For the past 10 years I have been in what the Jesuits would call a period of “formation.” I have traveled extensively, immersed in the lives of the poor and marginalized. From my first trip to Honduras, I was smitten. I fell in love with the poor. They treat me like a queen, treasure my words, my hugs, my love. In many ways, from the Kibera slum in Nairobi, to the refugee camp in Malawi, the people at the margins are much the same. They are peaceful, oddly content, hopeful, and energized, even though they suffer intense economic injustice. There is so much to learn from them! How can we work together to turn the economic pyramid upside down?

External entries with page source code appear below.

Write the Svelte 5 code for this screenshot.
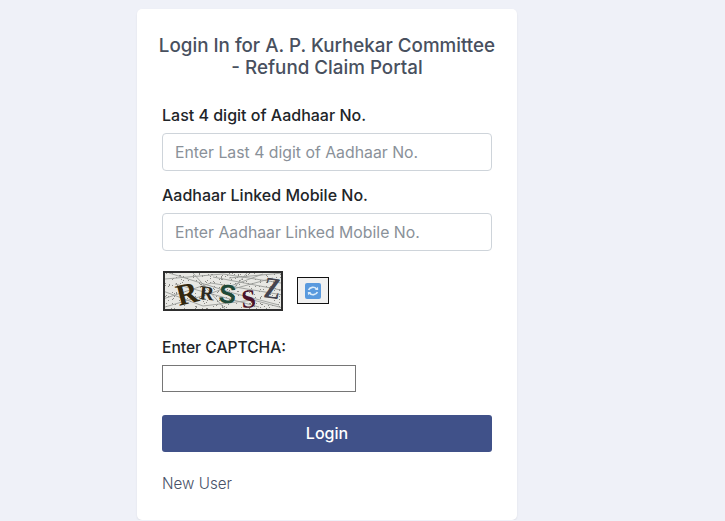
<script>
  const noise = [
    "M2 8 L60 3 L118 12", "M0 28 L48 12 L120 24", "M6 2 L70 22 L116 34", "M0 20 L40 35 L90 29 L120 37",
    "M30 2 L62 38", "M84 2 L70 18 L110 7", "M2 36 L46 23 L100 3", "M50 6 L118 19", "M12 13 L96 36", "M66 7 L120 2"
  ];
  // speckle on the captcha, fixed so every run draws the same picture
  const dots = Array.from({ length: 340 }, (_, i) => ({
    x: Math.floor((Math.sin(i * 12.9898) * 43758.5453 % 1 + 1) % 1 * 120),
    y: Math.floor((Math.sin(i * 78.233) * 24634.6345 % 1 + 1) % 1 * 40)
  }));
</script>

<div class="card">
  <h1>Login In for A. P. Kurhekar Committee<br />- Refund Claim Portal</h1>

  <div class="field">
    <label for="aadhaar">Last 4 digit of Aadhaar No.</label>
    <input id="aadhaar" type="text" placeholder="Enter Last 4 digit of Aadhaar No." />
  </div>
  <div class="field second">
    <label for="mobile">Aadhaar Linked Mobile No.</label>
    <input id="mobile" type="text" placeholder="Enter Aadhaar Linked Mobile No." />
  </div>

  <div class="captcha-row">
    <svg class="captcha" viewBox="0 0 120 40" width="120" height="40">
      <rect width="120" height="40" fill="#e8e8e4" />
      {#each dots as d}
        <rect x={d.x} y={d.y} width="1" height="1" fill="#8a8a86" />
      {/each}
      {#each noise as n}
        <path d={n} fill="none" stroke="#9a9c98" stroke-width="0.9" />
      {/each}
      <text class="glyph" transform="translate(16 35) rotate(-14)" font-size="30" fill="#33280f">R</text>
      <text class="glyph" transform="translate(36 28) rotate(6)" font-size="20" fill="#2c2a20">R</text>
      <text class="glyph sans" transform="translate(55 31) rotate(6)" font-size="26" fill="#1f4a38">S</text>
      <text class="glyph" transform="translate(79 37) rotate(-4)" font-size="26" fill="#4a1228">S</text>
      <text class="glyph" transform="translate(100 26) rotate(8) scale(0.8 1)" font-size="30" fill="#44444f">Z</text>
    </svg>
    <button class="refresh" type="button" aria-label="Refresh captcha">
      <svg viewBox="0 0 16 16" width="16" height="16">
        <rect width="16" height="16" rx="2" fill="#5a9ade" />
        <path d="M3.6 7 A4.5 4 0 0 1 11.6 6" fill="none" stroke="#dcecfa" stroke-width="1.7" />
        <path d="M9.8 7 L13.2 7 L13 3.8 Z" fill="#dcecfa" />
        <path d="M12.4 9 A4.5 4 0 0 1 4.4 10" fill="none" stroke="#dcecfa" stroke-width="1.7" />
        <path d="M6.2 9 L2.8 9 L3 12.2 Z" fill="#dcecfa" />
      </svg>
    </button>
  </div>

  <label class="captcha-label" for="code">Enter CAPTCHA:</label>
  <input class="code" id="code" type="text" />

  <button class="login" type="button">Login</button>
  <a class="new-user" href="#new">New User</a>
</div>

<style>
  :global(body) {
    margin: 0;
    background: #eff1f8;
    font-family: Inter, "Noto Sans", sans-serif;
  }
  .card {
    box-sizing: border-box;
    width: 380px;
    height: 511px;
    margin: 9px 0 0 137px;
    background: #fff;
    border-radius: 5px;
    box-shadow: 0 1px 2px rgba(0, 0, 0, 0.08);
    padding: 26px 25px 0;
    display: flex;
    flex-direction: column;
    align-items: flex-start;
  }
  h1 {
    align-self: stretch;
    margin: 0 -10px 25px;
    font-size: 18.8px;
    line-height: 22px;
    font-weight: 500;
    text-align: center;
    color: #48505e;
    white-space: nowrap;
  }
  label {
    display: block;
    font-size: 16px;
    line-height: 22px;
    font-weight: 450;
    color: #212529;
  }
  .field {
    align-self: stretch;
  }
  .field label {
    margin-bottom: 7px;
  }
  .field.second {
    margin-top: 13px;
  }
  .field input {
    box-sizing: border-box;
    display: block;
    width: 330px;
    height: 38px;
    padding: 0 12px;
    border: 1px solid #ced4da;
    border-radius: 4px;
    font: 400 15.8px Inter, "Noto Sans", sans-serif;
    color: #212529;
  }
  .field input::placeholder {
    color: #8a9199;
    opacity: 1;
  }
  .captcha-row {
    display: flex;
    align-items: center;
    gap: 14px;
    margin: 20px 0 0 1px;
  }
  .captcha {
    display: block;
    overflow: visible;
    outline: 2px solid #2e2e2e;
    outline-offset: -2px;
  }
  .glyph {
    font-family: "Liberation Serif", serif;
    font-weight: 700;
  }
  .glyph.sans {
    font-family: "Liberation Sans", sans-serif;
  }
  .refresh {
    box-sizing: border-box;
    width: 32px;
    height: 27px;
    padding: 0;
    display: flex;
    align-items: center;
    justify-content: center;
    border: 1px solid #111;
    background: #f0f0f0;
    margin-top: -1px;
  }
  .captcha-label {
    margin: 26px 0 6px 0;
    font-size: 15.6px;
  }
  .code {
    box-sizing: border-box;
    display: block;
    width: 194px;
    height: 27px;
    padding: 0 2px;
    border: 1px solid #767676;
    border-radius: 0;
    background: #fff;
  }
  .login {
    width: 330px;
    height: 37px;
    margin-top: 23px;
    padding: 0 0 2px;
    border: none;
    border-radius: 3px;
    background: #405189;
    color: #fff;
    font: 500 16px Inter, "Noto Sans", sans-serif;
  }
  .new-user {
    margin: 21px 0 0 0;
    font-size: 15.2px;
    line-height: 22px;
    font-weight: 300;
    color: #495267;
    text-decoration: none;
  }
</style>
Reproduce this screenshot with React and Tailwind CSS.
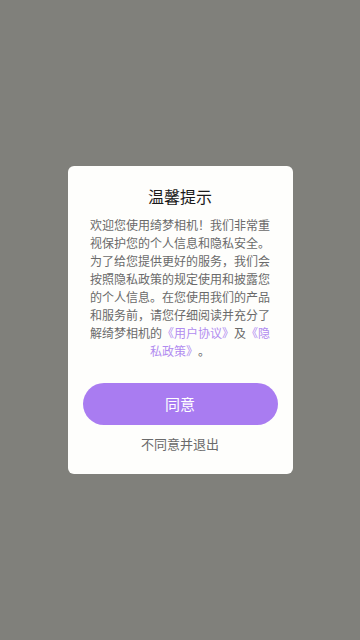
import React from 'react';

const App = () => {
    return (
        <div
            className="w-[360px] h-[640px] bg-[#80807b] flex items-center justify-center"
            style={{ fontFamily: '"Noto Sans CJK SC", "Noto Sans", sans-serif' }}
        >
            <div className="w-[225px] bg-[#fefefc] rounded-[6px] px-[21px] pt-[19px] pb-[21px] flex flex-col items-center [text-spacing-trim:space-all]">
                <h2 className="text-[16px] leading-[22px] text-[#1a1a1a] font-normal">温馨提示</h2>
                <p className="mt-[9px] w-[182px] text-[12px] leading-[18px] text-[#6a6a6a] text-center">
                    欢迎您使用绮梦相机！我们非常重视保护您的个人信息和隐私安全。为了给您提供更好的服务，我们会按照隐私政策的规定使用和披露您的个人信息。在您使用我们的产品和服务前，请您仔细阅读并充分了解绮梦相机的<span className="text-[#b18cf0]">《用户协议》</span>及<span className="text-[#b18cf0]">《隐私政策》</span>。
                </p>
                <button className="mt-[23px] w-[195px] h-[42px] rounded-full bg-[#a97cf1] text-white text-[15px]">
                    同意
                </button>
                <button className="mt-[10px] text-[13px] leading-[18px] text-[#6a6a6a]">
                    不同意并退出
                </button>
            </div>
        </div>
    );
};

export default App;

Over these years I have published a good bit of research on the Integrative Justice Model (IJM), a normative ethical framework for just economic exchange (Santos and Laczniak, 2009). Theoretically grounded in moral philosophy, Catholic Social Teaching, and contemporary management theory, the IJM was initially designed to guide multinational marketers racing to profit from the “Fortune at the Base of the Pyramid” (Prahalad, 2004).
The IJM is well-suited for what one might call “justice auditing.” I have taught upwards of 1,000 young adults how to use the IJM to evaluate fairness in marketplace exchange. Now, how can these young alums serve their communities and corporations as auditors of justice, from economic, social and environmental perspectives? I envision a bustling, collaborative workplace with a small staff of research leaders who work with the marginalized poor to help them amplify their own voices to transform their quality of life.
The tools are collected, the toolbox is full. Now I need to pick it up and carry it to the job site. Strangely, the next job site suddenly became my own country, the U.S.